If I set (language,ja) in the [Database] section in the lsearch-global.conf file, run
./build, and search for "Checkers:BSTR.FUNC.LEN", I get:
##########################
Checkers:BSTR.FUNC.LEN
Attempt to get length of non-BSTR string using SysStringLen or SysStringByteLen ... 1
void bstr_len() 2 wchar_t a L"abc";3 int l SysStringLen(a ... 530 B (82 words) -
13:42, 30 September 2009
Checkers:BSTR.FUNC.LEN/ja
SysStringLen 関数数ままたたは SysStringByteLen 関数数をを使使用用しして、BSTR 以外外のの文文字字列列のの長長ささをを取取得得ししよ ... 1
void bstr_len() 2 wchar_t a L"abc";3 int l ... 669 B (160 words) - 13:42, 30
September 2009
View (previous 20 | next 20) (20 | 50 | 100 | 250 | 500)
##########################
As you can see, I get two pages/items in the search results - one is English version, and
the other is Japanese version, and each Japanese character is repeated. But I get nothing
if I search for any Japanese characters (e.g. "関数").
If I set (language,en) in the [Database] section in the lsearch-global.conf file, run
./build, and search for "Checkers:BSTR.FUNC.LEN", I get the same results (two
pages - one English version, and one Japanese version), but Japanese characters are NOT
repeated. However, I still can't search for any Japanese characters (e.g.
"関数").
It seems the indexing is correct with the setting of (language,en), but the MWSearch just
can't FETCH the results from the index. Is it a problem with MWSearch?
BTW, what's the syntex for multiple language settings in the [Database] section?
Is it ...
[Database]
wikidb : (single) (spell,4,2) (language,en)
wikidb : (single) (spell,4,2) (language,ja)
or:
[Database]
wikidb : (single) (spell,4,2) (language,en) (language,ja)
or just:
[Database]
wikidb : (single) (spell,4,2) (language,en)
Many thanks for any idea!
Ross Xu
--- On Fri, 4/16/10, Ross Xu<rossxunix(a)yahoo.ca> wrote:
From: Ross Xu<rossxunix(a)yahoo.ca>
Subject: Re: [Mediawiki-l] Does Lucene-Search Support Japanese?

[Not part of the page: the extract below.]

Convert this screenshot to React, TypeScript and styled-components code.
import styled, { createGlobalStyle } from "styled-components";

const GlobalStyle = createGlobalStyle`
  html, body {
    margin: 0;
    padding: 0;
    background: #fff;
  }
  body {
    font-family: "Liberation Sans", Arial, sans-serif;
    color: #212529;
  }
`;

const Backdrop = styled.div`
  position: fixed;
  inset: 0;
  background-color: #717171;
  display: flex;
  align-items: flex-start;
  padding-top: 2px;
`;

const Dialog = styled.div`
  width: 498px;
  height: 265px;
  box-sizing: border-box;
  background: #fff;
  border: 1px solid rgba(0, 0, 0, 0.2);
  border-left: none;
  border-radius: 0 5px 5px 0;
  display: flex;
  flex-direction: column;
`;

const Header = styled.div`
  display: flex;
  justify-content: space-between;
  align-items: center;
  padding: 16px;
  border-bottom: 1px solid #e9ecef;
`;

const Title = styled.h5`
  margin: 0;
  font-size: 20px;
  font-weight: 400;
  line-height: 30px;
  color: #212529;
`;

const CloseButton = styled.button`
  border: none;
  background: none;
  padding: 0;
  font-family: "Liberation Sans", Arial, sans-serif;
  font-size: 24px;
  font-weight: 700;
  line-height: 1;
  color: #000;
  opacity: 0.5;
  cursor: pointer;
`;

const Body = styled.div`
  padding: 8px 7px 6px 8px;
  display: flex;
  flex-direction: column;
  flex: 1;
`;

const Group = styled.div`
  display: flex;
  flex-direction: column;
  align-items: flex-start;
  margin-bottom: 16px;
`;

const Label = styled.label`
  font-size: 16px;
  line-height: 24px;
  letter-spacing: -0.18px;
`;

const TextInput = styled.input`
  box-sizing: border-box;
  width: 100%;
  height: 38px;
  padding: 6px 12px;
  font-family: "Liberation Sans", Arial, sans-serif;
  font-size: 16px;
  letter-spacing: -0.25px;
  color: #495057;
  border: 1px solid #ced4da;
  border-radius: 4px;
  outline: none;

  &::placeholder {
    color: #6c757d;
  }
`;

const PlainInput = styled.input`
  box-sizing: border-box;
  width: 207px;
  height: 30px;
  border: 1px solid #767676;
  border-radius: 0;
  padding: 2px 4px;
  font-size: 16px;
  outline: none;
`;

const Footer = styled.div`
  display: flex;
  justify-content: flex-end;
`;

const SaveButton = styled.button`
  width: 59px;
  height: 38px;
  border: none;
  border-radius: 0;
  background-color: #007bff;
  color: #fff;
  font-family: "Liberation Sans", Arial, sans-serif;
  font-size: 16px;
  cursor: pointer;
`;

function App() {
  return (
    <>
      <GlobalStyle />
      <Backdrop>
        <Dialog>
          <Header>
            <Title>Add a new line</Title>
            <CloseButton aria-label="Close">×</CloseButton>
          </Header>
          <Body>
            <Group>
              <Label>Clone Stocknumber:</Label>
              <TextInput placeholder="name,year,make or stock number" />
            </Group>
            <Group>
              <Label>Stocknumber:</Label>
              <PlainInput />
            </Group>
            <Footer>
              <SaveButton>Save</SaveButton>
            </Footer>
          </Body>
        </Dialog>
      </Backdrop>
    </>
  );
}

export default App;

To: "MediaWiki announcements and site admin
list"<mediawiki-l(a)lists.wikimedia.org>
Received: Friday, April 16, 2010, 4:56 AM
Thanks Robert. It's nice to know.
Is there any plan to support database prefixes in the future?
I am just curious why it does not repeat English words or letter, and just repeat
Japanese characters. If there were no Japanese characters in my wiki sites, my
configurations would work perfectly.
BTW, what does it look like in your "two lines in the [Database] section instead of
one"?
Thanks again,
Ross
--- On Thu, 4/15/10, Robert Stojnic<rainmansr(a)gmail.com> wrote:
From: Robert Stojnic<rainmansr(a)gmail.com>
Subject: Re: [Mediawiki-l] Does Lucene-Search Support Japanese?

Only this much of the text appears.